Records with interface code:
┌──
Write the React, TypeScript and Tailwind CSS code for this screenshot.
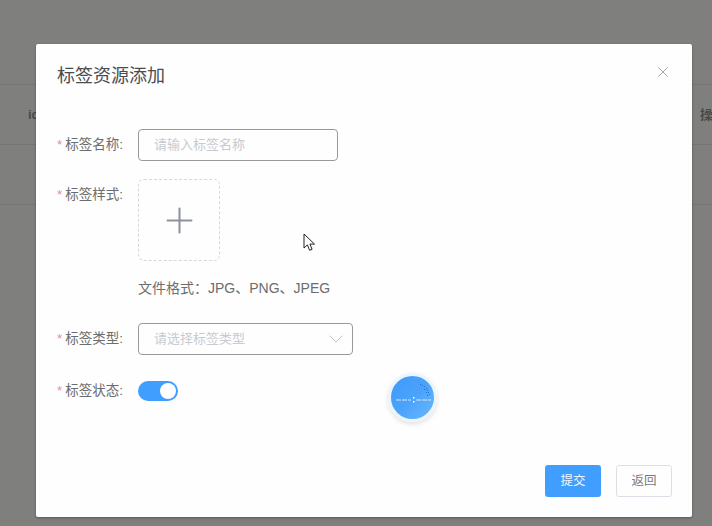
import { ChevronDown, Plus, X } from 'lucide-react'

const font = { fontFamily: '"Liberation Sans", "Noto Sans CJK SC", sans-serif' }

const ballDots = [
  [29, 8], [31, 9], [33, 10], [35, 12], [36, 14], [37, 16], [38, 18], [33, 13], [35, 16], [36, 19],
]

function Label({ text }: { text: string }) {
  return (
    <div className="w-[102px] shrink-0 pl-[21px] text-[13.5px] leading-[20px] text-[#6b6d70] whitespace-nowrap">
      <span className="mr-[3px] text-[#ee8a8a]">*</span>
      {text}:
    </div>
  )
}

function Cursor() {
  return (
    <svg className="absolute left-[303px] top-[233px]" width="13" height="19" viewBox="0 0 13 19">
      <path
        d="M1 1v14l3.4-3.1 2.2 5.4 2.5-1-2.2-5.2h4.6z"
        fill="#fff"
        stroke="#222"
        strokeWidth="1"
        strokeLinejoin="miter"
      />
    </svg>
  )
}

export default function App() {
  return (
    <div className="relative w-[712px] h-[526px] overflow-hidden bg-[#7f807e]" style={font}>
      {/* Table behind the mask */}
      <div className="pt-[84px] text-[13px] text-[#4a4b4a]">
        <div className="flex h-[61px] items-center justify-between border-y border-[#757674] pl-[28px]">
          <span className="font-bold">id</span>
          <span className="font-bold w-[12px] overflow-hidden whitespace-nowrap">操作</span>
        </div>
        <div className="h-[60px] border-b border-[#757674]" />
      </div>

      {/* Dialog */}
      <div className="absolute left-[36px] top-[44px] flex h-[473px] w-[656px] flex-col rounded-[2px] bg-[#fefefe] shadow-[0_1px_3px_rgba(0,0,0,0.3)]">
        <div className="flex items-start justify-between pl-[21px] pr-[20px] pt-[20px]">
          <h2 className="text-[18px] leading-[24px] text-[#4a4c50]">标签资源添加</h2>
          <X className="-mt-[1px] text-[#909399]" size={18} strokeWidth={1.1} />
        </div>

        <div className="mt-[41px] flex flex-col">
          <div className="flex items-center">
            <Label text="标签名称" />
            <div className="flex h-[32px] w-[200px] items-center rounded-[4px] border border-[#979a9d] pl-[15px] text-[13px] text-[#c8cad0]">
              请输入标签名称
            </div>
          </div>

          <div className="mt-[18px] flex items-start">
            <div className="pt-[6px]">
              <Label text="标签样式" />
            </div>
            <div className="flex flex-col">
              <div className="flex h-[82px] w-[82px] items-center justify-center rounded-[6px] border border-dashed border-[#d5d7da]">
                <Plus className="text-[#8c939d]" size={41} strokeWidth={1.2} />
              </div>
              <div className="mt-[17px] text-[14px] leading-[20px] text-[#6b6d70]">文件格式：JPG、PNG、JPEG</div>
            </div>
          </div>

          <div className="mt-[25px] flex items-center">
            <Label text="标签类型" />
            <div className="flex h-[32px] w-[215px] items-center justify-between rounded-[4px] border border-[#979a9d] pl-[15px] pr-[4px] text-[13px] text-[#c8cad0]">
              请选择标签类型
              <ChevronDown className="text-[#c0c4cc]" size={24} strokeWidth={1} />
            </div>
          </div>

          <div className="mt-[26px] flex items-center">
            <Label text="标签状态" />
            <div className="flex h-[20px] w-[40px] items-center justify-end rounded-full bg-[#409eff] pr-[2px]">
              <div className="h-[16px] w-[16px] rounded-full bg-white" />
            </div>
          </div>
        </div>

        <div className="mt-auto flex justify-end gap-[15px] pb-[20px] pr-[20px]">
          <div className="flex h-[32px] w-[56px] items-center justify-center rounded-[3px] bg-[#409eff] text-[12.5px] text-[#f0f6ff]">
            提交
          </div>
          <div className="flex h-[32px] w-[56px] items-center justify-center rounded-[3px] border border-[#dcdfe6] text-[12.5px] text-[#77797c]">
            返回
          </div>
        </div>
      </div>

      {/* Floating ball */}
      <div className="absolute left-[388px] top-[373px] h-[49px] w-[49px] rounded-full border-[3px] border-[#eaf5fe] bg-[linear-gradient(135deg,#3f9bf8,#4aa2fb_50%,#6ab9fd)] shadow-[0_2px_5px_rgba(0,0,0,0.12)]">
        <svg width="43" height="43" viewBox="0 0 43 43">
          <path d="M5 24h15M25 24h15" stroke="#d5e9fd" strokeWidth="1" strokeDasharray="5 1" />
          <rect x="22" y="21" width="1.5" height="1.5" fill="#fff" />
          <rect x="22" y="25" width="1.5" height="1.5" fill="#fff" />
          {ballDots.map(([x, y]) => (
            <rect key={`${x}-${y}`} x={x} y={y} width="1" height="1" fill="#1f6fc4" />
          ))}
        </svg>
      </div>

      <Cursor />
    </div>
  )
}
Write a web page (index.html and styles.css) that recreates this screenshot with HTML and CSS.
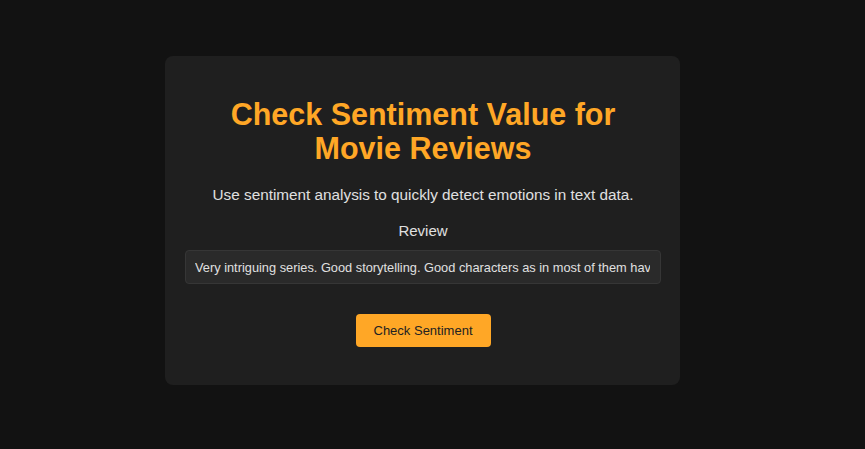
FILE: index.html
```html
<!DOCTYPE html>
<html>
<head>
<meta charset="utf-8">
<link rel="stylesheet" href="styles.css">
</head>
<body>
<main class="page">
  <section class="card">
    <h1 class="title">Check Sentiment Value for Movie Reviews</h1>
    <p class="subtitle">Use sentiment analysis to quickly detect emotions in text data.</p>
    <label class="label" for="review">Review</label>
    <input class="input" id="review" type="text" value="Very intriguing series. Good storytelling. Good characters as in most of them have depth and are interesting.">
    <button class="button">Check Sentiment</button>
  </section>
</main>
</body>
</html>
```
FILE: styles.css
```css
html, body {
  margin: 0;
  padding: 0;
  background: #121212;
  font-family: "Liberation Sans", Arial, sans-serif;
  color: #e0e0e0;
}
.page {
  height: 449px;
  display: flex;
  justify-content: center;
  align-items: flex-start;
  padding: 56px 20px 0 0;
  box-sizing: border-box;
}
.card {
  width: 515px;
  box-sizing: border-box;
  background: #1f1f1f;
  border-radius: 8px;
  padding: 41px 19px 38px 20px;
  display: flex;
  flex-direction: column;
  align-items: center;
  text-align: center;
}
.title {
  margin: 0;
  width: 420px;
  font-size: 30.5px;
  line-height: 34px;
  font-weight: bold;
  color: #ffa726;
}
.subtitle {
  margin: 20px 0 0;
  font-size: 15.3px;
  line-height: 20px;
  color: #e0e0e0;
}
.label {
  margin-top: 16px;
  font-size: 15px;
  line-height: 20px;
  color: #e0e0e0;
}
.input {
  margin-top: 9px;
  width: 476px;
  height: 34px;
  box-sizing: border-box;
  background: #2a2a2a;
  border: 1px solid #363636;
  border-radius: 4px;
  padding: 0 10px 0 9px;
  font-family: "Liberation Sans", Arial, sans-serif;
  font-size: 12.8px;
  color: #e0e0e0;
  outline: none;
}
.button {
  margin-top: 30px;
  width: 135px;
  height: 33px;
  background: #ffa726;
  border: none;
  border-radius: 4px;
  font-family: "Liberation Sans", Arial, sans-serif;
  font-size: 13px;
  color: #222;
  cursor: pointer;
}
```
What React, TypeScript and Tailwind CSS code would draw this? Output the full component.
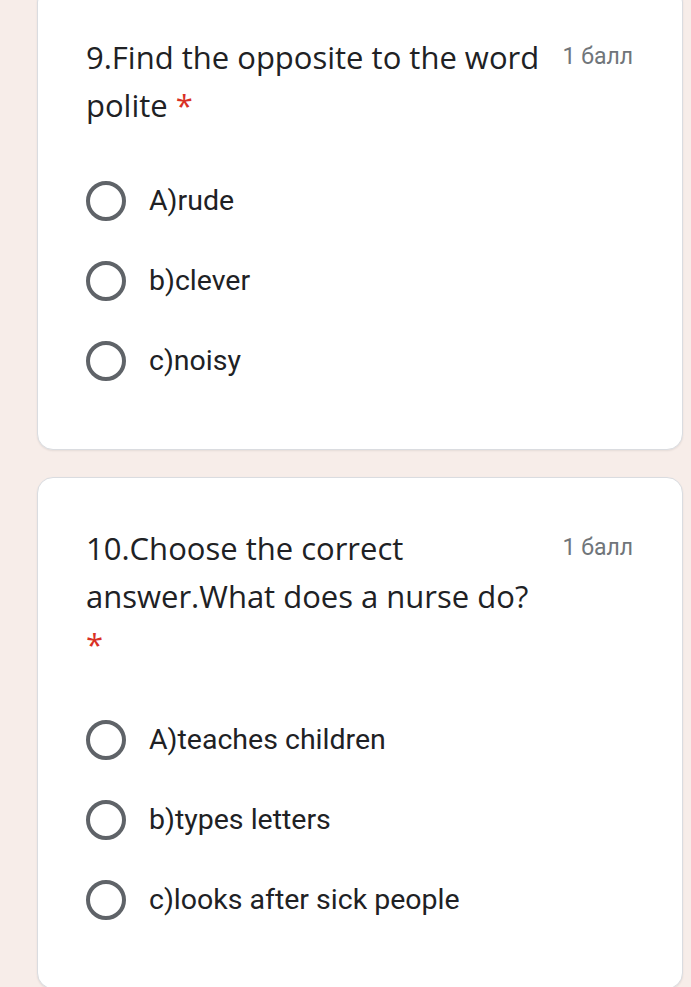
└──
WHAT YOU ARE ASKED TO DO:
Pull every line containing the word "Write" out of the material and copy it.

ANSWER FOR THE TASK:
Write the React, TypeScript and Tailwind CSS code for this screenshot.
Write a web page (index.html and styles.css) that recreates this screenshot with HTML and CSS.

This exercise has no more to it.